▶ _Work to do_
Go through the material below and copy each line where the word "styles" appears.
⁂
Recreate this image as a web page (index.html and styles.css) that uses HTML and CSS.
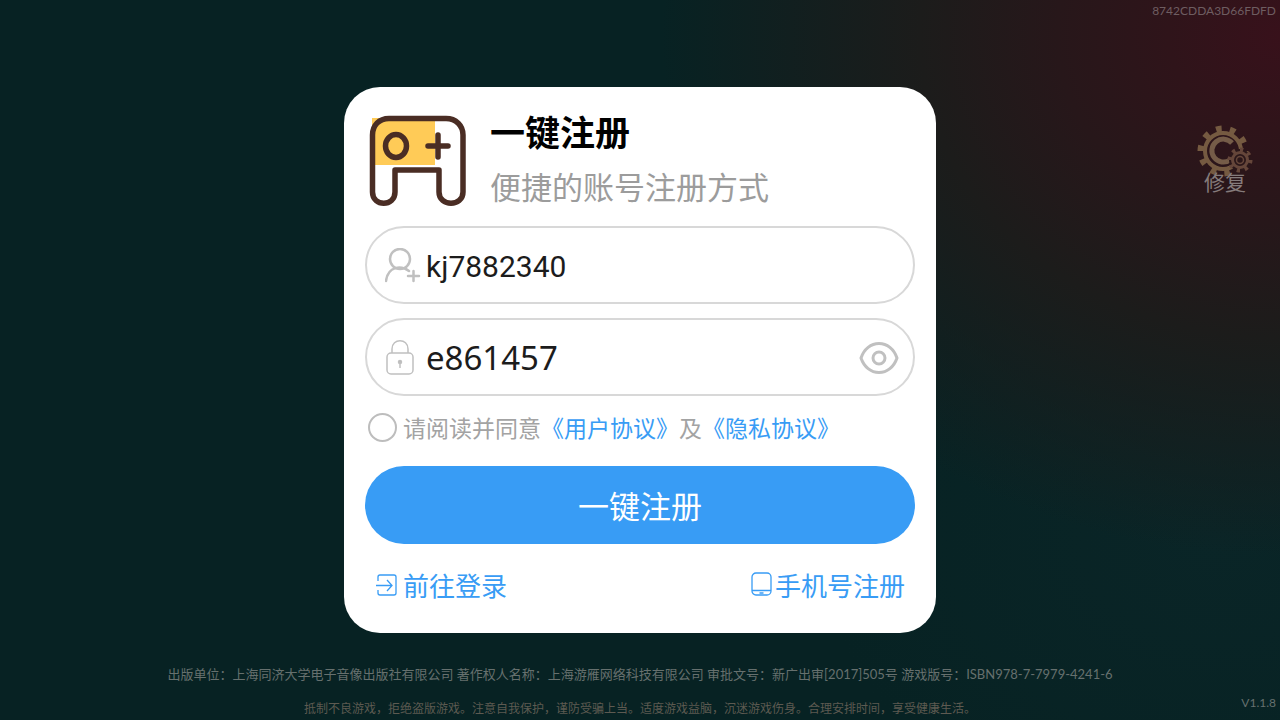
FILE: index.html
```html
<!DOCTYPE html>
<html lang="zh-CN">
<head>
  <meta charset="UTF-8">
  <meta name="viewport" content="width=device-width, initial-scale=1.0">
  <title>一键注册</title>
  <link rel="stylesheet" href="styles.css">
</head>
<body>
  <header class="top-bar">8742CDDA3D66FDFD</header>

  <main class="stage">
    <form class="card">
      <div class="card-header">
        <svg class="logo" viewBox="0 0 98 98" aria-hidden="true">
          <path d="M3 3h63v47H6V14H3z" fill="#ffcb57"/>
          <g fill="none" stroke="#4a2d24" stroke-width="5.500" stroke-linecap="round" stroke-linejoin="round">
            <path d="M20 3.500H77C87 3.500 94 10.500 94 20V77C94 92 70 92 70 77V55H26V77C26 92 3.500 92 3.500 77V20C3.500 10.500 10 3.500 20 3.500Z"/>
            <ellipse cx="27" cy="31" rx="10.500" ry="11.500"/>
            <path d="M59 31h20M69 20v22"/>
          </g>
        </svg>
        <div>
          <h1 class="card-title">一键注册</h1>
          <p class="card-subtitle">便捷的账号注册方式</p>
        </div>
      </div>

      <div class="fields">
        <div class="field">
          <label for="account" aria-label="账号">
            <svg class="field-icon" viewBox="0 0 36 36" fill="none" stroke="#c0c0c0" stroke-width="2.500" stroke-linecap="round" aria-hidden="true">
              <circle cx="15" cy="11" r="10"/>
              <path d="M1 33C3 18 16 17 24 23M23 28h11M28.500 23v10"/>
            </svg>
          </label>
          <input type="text" id="account" class="account-input" value="kj7882340">
        </div>
        <div class="field">
          <label for="password" aria-label="密码">
            <svg class="field-icon" viewBox="0 0 36 36" fill="none" stroke="#c0c0c0" stroke-width="1.500" aria-hidden="true">
              <path d="M7 13V9C7 -2 23 -2 23 9V13"/>
              <rect x="2" y="13" width="26" height="21" rx="4"/>
              <circle cx="15" cy="22" r="1.500" fill="#b5b5b5"/>
              <path d="M15 22v6"/>
            </svg>
          </label>
          <input type="text" id="password" class="password-input" value="e861457">
          <button type="button" class="eye-button" aria-label="显示密码">
            <svg viewBox="0 0 40 34" fill="none" stroke="#c0c0c0" stroke-width="3" aria-hidden="true">
              <path d="M2 17C5 8 12 2.500 20 2.500S35 8 38 17C35 26 28 31.500 20 31.500S5 26 2 17Z" stroke-linejoin="round"/>
              <circle cx="20" cy="17" r="6"/>
            </svg>
          </button>
        </div>
      </div>

      <div class="agreement">
        <input type="checkbox" id="agree">
        <p><label for="agree">请阅读并同意</label><a href="#">《用户协议》</a>及<a href="#">《隐私协议》</a></p>
      </div>

      <button type="submit" class="submit-button">一键注册</button>

      <nav class="card-links">
        <a href="#" class="link-login">
          <svg viewBox="0 0 24 24" fill="none" stroke="#389cf5" stroke-width="1.300" aria-hidden="true">
            <path d="M3 9V5Q3 3 5 3H19Q21 3 21 5V21Q21 23 19 23H5Q3 23 3 21V18M1 13.500H17M12 8l5 5.500L12 19"/>
          </svg>
          前往登录
        </a>
        <a href="#">
          <svg viewBox="0 0 24 24" fill="none" stroke="#389cf5" stroke-width="1.300" aria-hidden="true">
            <rect x="1" y="1" width="19" height="22" rx="4"/>
            <path d="M1 18.500H20M8.500 21h4"/>
          </svg>
          手机号注册
        </a>
      </nav>
    </form>

    <button type="button" class="repair-button">
      <svg viewBox="0 0 58 54" fill="none" aria-hidden="true">
        <g stroke="#755a41">
          <circle cx="27" cy="26" r="18" stroke-width="4"/>
          <circle cx="27" cy="26" r="22" stroke-width="7" pathLength="100" stroke-dasharray="4 6"/>
        </g>
        <path d="M36 18A11.500 11.500 0 1 0 34 35" stroke="#755c48" stroke-width="5"/>
        <circle cx="44" cy="35" r="11" fill="#2b1719"/>
        <g stroke="#65463a">
          <circle cx="44" cy="35" r="7.500" stroke-width="3"/>
          <circle cx="44" cy="35" r="10" stroke-width="5" pathLength="80" stroke-dasharray="4 6"/>
          <circle cx="44" cy="35" r="3.500" stroke-width="1.500"/>
        </g>
      </svg>
      修复
    </button>
  </main>

  <footer class="bottom-bar">
    <div class="notices">
      <p class="publisher">出版单位：上海同济大学电子音像出版社有限公司 著作权人名称：上海游雁网络科技有限公司 审批文号：新广出审[2017]505号 游戏版号：ISBN978-7-7979-4241-6</p>
      <p class="advice">抵制不良游戏，拒绝盗版游戏。注意自我保护，谨防受骗上当。适度游戏益脑，沉迷游戏伤身。合理安排时间，享受健康生活。</p>
    </div>
    <span class="version">V1.1.8</span>
  </footer>
</body>
</html>
```

FILE: styles.css
```css
* {
  box-sizing: border-box;
  margin: 0;
  padding: 0;
}

body {
  min-height: 100vh;
  display: grid;
  grid-template-rows: 87px 1fr 87px;
  background:
    radial-gradient(ellipse 620px 520px at 100% 5%, #38111b 0%, #2f141a 18%, #27171a 36%, #1c1c1b 58%, rgba(7, 34, 35, 0) 100%),
    radial-gradient(ellipse 400px 300px at 95% 75%, #0a2527, rgba(7, 34, 35, 0)),
    #072223;
  font-family: Lato, 'Noto Sans CJK SC', sans-serif;
  color: #66706e;
}

a {
  color: #389cf5;
  text-decoration: none;
}

button {
  border: none;
  background: none;
  font-family: inherit;
  cursor: pointer;
}

svg {
  display: block;
}

.top-bar {
  padding: 3px 4px;
  text-align: right;
  font-size: 12px;
  line-height: 16px;
  color: #6e5d61;
}

.stage {
  display: grid;
  grid-template-columns: 1fr minmax(0, 592px) 1fr;
  align-items: center;
}

/* card */
.card {
  grid-column: 2;
  padding: 16px 21px 9px;
  border-radius: 36px;
  background: #fff;
  font-family: 'Noto Sans CJK SC', sans-serif;
}

.card-header {
  display: flex;
  align-items: flex-end;
  gap: 23px;
  padding: 0 4px;
  margin-bottom: 13px;
}

.logo {
  width: 98px;
  height: 98px;
}

.card-title {
  font-size: 35px;
  line-height: 56px;
  font-weight: 700;
  color: #000;
}

.card-subtitle {
  font-size: 31px;
  line-height: 54px;
  color: #9c9c9c;
}

.fields {
  display: grid;
  grid-template-columns: minmax(0, 1fr);
  gap: 14px;
}

.field {
  display: flex;
  align-items: center;
  gap: 5px;
  height: 78px;
  padding: 2px 14px 0 18px;
  border: 2px solid #d8d8d8;
  border-radius: 39px;
}

.field-icon {
  width: 36px;
  height: 36px;
}

.field input {
  flex: 1;
  min-width: 0;
  border: none;
  outline: none;
  background: none;
  color: #1c1c1c;
}

.field .account-input {
  font-family: Roboto, sans-serif;
  font-size: 30px;
}

.field .password-input {
  font-family: 'Noto Sans', sans-serif;
  font-size: 33px;
  line-height: 44px;
}

.eye-button {
  width: 40px;
  height: 34px;
}

.agreement {
  display: flex;
  align-items: center;
  gap: 6px;
  height: 62px;
  margin-bottom: 8px;
  padding-left: 3px;
  font-size: 23px;
  color: #a3a3a3;
}

.agreement input {
  appearance: none;
  width: 29px;
  height: 29px;
  border: 2px solid #bdbdbd;
  border-radius: 50%;
}

.agreement input:checked {
  background: #389cf5;
  border-color: #389cf5;
}

.submit-button {
  display: block;
  width: 100%;
  height: 78px;
  padding-bottom: 2px;
  border-radius: 39px;
  background: #389cf5;
  font-size: 31px;
  color: #fff;
}

.card-links {
  display: flex;
  justify-content: space-between;
  align-items: center;
  height: 80px;
  padding: 0 10px;
  font-size: 26px;
}

.card-links a {
  display: flex;
  align-items: center;
}

.card-links .link-login {
  gap: 4px;
}

.card-links svg {
  width: 24px;
  height: 24px;
}

/* repair */
.repair-button {
  align-self: start;
  justify-self: end;
  margin: 38px 26px 0 0;
  font-size: 21px;
  line-height: 16px;
  color: #857b7b;
}

.repair-button svg {
  width: 58px;
  height: 54px;
  margin-bottom: -5px;
}

/* footer */
.bottom-bar {
  display: grid;
  grid-template-columns: 1fr auto 1fr;
}

.notices {
  grid-column: 2;
  padding-top: 31px;
  text-align: center;
}

.publisher {
  font-size: 13px;
  line-height: 20px;
}

.advice {
  margin-top: 15px;
  font-size: 12px;
  line-height: 20px;
  color: #5d5a51;
}

.version {
  align-self: end;
  justify-self: end;
  padding: 0 4px 9px;
  font-size: 12px;
  line-height: 16px;
}
```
⁂
▶ _Correct response_
Recreate this image as a web page (index.html and styles.css) that uses HTML and CSS.
  <link rel="stylesheet" href="styles.css">
FILE: styles.css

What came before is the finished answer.